* [Interface markup and scripts]:
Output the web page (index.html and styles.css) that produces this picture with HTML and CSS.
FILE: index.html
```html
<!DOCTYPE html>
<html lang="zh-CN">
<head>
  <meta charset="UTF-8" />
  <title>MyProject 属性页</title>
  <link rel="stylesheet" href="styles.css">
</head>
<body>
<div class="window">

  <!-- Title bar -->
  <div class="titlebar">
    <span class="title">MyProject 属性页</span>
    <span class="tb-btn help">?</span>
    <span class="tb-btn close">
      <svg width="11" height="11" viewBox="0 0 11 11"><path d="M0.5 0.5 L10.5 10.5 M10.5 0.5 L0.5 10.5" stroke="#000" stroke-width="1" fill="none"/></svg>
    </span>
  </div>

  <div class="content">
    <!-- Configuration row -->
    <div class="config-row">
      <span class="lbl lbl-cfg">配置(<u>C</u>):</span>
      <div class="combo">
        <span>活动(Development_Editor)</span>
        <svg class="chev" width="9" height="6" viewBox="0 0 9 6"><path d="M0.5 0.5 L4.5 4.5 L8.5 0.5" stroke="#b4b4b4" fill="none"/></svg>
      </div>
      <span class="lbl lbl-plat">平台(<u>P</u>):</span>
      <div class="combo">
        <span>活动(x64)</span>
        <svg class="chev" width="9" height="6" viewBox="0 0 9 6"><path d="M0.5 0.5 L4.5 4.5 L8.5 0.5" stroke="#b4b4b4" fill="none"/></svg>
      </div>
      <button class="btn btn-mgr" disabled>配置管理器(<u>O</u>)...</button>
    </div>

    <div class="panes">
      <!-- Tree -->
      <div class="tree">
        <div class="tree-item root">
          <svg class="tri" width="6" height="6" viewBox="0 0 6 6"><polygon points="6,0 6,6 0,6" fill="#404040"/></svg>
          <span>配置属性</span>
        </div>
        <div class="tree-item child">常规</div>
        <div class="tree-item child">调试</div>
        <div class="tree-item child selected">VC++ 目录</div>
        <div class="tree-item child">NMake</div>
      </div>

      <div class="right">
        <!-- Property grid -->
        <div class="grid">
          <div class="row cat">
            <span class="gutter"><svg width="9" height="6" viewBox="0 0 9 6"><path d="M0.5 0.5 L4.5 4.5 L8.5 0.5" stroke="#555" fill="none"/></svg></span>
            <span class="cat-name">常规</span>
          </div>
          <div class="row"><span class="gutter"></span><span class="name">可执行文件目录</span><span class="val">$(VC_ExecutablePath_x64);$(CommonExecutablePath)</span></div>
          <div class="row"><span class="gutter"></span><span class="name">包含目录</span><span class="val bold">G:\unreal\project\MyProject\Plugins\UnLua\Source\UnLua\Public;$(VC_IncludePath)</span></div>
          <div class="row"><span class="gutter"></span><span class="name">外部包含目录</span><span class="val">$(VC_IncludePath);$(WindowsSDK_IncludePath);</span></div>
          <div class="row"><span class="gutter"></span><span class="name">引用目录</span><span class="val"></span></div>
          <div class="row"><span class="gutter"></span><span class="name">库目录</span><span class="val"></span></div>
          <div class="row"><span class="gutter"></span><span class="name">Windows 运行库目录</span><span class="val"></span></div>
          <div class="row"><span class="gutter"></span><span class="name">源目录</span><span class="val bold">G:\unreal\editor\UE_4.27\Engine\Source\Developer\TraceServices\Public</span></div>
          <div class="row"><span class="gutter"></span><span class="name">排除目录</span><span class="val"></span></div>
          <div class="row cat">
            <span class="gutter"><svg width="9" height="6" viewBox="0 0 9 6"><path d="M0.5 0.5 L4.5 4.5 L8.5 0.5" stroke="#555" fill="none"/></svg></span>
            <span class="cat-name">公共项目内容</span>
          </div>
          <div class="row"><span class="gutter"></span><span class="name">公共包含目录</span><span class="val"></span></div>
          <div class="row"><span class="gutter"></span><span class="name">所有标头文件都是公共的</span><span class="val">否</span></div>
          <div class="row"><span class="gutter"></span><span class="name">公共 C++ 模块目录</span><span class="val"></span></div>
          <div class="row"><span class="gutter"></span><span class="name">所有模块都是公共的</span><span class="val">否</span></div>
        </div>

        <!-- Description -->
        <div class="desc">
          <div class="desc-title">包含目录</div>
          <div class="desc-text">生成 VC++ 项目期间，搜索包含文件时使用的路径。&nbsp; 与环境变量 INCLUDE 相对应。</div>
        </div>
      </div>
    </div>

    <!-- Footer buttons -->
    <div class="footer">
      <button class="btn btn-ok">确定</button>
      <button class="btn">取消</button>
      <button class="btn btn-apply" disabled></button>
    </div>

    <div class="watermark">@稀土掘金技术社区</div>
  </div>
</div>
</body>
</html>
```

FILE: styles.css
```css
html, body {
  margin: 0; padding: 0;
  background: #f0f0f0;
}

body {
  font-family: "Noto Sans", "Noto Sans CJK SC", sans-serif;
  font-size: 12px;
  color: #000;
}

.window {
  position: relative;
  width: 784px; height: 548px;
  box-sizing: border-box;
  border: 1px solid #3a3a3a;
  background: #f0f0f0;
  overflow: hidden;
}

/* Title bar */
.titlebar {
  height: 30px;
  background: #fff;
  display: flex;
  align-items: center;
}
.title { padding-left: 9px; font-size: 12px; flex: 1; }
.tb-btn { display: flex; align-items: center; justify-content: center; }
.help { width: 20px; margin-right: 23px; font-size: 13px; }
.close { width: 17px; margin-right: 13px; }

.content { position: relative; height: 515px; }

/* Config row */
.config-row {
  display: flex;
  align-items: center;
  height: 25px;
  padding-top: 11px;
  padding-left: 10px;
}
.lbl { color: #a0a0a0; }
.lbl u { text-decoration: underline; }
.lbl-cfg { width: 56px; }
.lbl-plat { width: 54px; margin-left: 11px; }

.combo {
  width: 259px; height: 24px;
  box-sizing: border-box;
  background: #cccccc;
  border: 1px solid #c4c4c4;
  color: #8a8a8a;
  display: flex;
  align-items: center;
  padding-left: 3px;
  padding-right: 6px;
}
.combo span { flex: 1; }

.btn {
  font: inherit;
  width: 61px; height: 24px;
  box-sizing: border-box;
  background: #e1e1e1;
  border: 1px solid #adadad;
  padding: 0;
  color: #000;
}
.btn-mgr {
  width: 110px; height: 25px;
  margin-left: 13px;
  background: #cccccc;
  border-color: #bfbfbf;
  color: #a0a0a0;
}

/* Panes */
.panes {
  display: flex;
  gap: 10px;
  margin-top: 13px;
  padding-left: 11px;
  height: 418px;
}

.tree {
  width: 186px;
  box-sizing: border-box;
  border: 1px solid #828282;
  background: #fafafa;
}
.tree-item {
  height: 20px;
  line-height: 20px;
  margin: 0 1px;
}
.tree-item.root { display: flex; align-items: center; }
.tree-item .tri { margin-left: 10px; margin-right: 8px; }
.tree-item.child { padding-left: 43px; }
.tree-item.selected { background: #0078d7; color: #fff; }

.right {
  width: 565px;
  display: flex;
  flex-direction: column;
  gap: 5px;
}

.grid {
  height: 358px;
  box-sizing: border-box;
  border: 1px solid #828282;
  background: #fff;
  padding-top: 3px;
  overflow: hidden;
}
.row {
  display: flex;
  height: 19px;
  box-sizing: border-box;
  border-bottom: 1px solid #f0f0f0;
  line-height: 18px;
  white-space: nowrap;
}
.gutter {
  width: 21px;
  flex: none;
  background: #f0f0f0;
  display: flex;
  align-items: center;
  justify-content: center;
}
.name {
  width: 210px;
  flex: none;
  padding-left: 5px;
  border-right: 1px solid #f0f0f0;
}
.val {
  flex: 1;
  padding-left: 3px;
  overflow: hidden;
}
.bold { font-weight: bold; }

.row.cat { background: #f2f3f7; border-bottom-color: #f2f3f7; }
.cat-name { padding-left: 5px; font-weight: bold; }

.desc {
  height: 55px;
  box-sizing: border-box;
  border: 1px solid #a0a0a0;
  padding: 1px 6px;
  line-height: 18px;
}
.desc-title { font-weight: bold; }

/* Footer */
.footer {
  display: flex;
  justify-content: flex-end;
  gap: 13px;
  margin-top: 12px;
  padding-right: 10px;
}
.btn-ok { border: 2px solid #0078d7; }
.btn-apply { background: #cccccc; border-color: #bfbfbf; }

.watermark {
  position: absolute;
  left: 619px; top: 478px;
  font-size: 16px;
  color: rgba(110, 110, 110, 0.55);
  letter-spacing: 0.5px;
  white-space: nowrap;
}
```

...

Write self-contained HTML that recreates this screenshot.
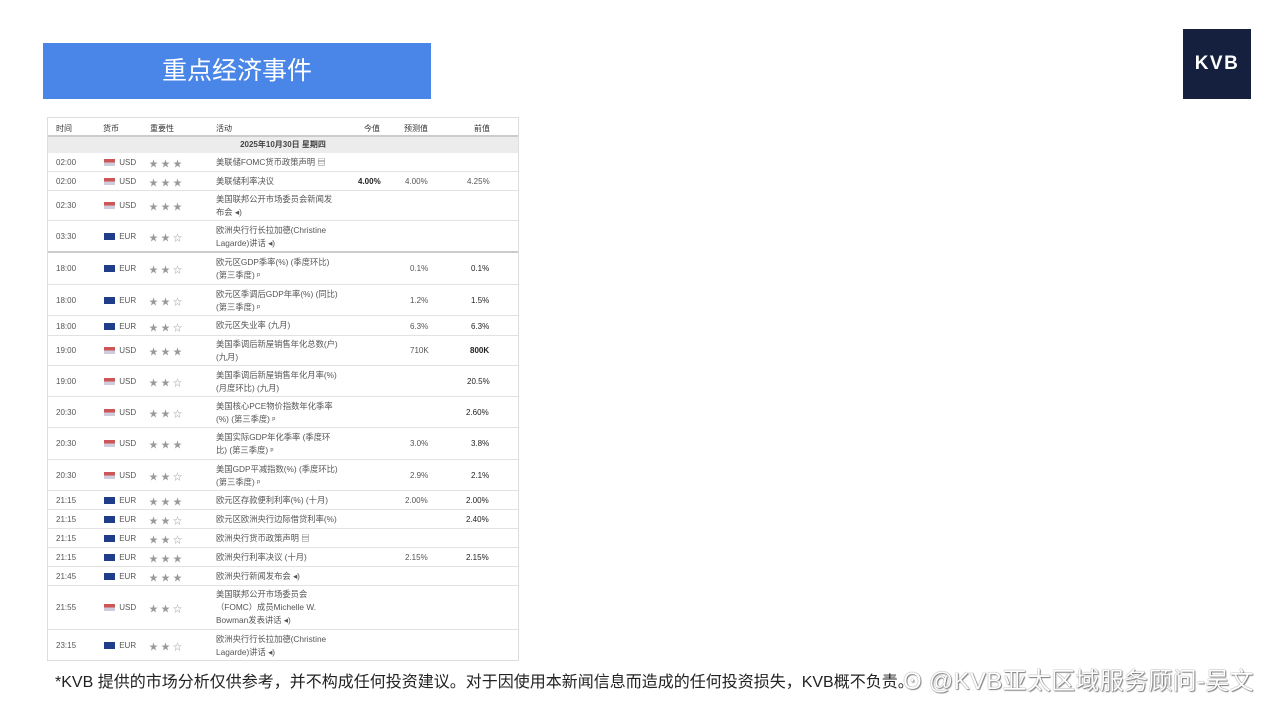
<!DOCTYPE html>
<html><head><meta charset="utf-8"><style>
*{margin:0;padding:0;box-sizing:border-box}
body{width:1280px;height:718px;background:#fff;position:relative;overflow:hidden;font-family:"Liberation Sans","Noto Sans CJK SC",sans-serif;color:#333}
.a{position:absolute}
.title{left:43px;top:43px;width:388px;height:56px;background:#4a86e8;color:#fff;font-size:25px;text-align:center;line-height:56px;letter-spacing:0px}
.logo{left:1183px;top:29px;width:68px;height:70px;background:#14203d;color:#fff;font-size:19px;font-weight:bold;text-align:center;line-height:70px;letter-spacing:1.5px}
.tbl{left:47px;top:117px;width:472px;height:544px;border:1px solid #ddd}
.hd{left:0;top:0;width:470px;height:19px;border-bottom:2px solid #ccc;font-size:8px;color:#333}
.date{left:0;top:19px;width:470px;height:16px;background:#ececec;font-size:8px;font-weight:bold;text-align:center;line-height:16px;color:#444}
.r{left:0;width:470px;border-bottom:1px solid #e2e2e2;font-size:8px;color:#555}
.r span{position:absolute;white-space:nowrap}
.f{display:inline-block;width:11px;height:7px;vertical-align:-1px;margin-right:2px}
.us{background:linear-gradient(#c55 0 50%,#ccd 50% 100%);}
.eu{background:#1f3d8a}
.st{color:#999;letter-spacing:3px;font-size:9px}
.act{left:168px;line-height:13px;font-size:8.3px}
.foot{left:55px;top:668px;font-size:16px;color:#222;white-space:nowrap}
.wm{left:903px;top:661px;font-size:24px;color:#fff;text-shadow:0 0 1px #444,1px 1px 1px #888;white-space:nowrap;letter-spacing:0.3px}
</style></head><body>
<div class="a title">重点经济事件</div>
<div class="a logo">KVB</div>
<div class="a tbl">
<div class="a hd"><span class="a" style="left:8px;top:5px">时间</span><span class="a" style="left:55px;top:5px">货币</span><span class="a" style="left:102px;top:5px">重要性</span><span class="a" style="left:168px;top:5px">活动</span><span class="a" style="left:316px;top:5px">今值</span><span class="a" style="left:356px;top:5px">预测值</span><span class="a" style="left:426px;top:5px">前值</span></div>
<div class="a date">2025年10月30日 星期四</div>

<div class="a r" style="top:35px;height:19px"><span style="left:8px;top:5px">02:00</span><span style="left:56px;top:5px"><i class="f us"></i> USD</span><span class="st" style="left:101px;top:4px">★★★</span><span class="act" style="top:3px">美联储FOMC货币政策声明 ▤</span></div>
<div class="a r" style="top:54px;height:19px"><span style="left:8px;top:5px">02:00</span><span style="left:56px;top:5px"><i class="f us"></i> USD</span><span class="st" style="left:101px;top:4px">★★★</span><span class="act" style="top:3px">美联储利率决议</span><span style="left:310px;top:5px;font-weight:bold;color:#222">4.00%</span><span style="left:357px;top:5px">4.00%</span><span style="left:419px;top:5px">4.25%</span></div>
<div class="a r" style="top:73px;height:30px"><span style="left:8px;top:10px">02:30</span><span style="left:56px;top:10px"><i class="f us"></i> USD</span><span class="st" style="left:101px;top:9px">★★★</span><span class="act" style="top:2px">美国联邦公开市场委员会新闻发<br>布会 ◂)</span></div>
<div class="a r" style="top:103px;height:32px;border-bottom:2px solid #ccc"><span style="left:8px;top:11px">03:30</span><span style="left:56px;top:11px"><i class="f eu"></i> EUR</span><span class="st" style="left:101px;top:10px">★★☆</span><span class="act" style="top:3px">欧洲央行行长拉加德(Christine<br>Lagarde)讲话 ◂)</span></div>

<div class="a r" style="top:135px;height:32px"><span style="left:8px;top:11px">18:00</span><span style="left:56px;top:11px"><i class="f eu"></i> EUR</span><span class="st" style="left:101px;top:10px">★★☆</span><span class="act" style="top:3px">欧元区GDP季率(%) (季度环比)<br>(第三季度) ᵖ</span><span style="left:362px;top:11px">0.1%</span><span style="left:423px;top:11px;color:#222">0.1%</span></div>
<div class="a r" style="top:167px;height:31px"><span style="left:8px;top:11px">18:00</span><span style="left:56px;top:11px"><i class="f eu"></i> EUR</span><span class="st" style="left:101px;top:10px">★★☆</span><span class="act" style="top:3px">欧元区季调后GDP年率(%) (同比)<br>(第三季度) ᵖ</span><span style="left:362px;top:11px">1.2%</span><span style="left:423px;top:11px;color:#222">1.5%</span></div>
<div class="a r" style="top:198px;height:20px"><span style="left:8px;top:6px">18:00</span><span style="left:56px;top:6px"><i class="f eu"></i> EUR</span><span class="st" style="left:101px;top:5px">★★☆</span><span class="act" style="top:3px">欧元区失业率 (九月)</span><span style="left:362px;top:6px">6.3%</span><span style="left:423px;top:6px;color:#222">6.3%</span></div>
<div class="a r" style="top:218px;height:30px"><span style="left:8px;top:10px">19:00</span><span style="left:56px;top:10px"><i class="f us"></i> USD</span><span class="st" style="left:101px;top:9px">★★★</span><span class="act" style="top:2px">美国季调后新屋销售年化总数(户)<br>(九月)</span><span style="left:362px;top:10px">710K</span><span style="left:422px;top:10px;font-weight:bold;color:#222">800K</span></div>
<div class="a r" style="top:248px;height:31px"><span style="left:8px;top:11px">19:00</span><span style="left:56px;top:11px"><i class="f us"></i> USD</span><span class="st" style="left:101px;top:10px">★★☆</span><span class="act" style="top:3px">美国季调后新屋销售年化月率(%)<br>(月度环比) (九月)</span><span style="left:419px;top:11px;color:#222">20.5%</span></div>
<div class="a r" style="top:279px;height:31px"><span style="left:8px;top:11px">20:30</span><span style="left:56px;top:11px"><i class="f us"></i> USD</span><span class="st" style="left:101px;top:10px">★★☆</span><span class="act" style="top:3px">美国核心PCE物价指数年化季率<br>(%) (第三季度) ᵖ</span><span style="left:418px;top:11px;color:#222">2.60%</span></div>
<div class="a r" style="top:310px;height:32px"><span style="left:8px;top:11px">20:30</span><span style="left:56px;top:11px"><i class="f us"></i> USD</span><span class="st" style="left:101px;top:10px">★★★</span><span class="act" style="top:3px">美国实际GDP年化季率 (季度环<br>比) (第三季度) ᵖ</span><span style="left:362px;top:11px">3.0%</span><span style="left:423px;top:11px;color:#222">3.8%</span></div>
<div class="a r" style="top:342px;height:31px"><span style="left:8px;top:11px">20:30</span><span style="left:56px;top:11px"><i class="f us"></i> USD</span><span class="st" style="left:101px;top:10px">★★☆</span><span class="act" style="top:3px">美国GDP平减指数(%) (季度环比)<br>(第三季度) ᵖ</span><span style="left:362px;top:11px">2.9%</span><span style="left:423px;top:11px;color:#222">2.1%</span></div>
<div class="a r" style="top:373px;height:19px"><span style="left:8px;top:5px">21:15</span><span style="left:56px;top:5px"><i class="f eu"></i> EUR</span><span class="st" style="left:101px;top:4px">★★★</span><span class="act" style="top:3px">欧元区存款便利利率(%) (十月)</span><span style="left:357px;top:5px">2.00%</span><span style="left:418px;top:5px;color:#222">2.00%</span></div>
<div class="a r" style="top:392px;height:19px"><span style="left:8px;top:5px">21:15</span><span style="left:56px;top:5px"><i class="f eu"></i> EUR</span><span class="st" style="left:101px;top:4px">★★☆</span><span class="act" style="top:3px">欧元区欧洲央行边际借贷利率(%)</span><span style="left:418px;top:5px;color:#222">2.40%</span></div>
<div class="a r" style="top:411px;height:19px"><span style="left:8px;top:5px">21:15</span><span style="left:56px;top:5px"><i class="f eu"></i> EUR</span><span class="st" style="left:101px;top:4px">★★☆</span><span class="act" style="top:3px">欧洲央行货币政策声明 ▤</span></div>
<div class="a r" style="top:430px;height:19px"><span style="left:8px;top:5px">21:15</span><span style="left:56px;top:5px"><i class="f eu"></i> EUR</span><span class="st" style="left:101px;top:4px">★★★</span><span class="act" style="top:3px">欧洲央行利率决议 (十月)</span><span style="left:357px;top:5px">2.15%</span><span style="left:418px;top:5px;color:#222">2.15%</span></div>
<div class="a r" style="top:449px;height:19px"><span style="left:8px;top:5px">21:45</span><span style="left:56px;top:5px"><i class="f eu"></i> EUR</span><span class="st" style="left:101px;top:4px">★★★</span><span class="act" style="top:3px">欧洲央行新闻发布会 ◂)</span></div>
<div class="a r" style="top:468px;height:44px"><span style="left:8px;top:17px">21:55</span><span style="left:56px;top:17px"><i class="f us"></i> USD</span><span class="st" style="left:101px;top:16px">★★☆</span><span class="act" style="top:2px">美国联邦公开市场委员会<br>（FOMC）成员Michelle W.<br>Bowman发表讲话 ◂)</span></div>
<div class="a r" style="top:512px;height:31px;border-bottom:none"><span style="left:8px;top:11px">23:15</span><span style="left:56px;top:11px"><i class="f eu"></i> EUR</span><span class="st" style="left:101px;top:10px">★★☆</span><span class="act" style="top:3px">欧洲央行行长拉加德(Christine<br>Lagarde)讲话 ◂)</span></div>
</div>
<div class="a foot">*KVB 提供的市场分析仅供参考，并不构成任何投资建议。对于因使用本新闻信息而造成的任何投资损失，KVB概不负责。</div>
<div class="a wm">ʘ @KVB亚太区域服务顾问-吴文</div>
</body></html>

* [WHAT IS REQUIRED]:
Return every line in the listing that contains the word "index".

* [OUTPUT BELOW]:
Output the web page (index.html and styles.css) that produces this picture with HTML and CSS.
FILE: index.html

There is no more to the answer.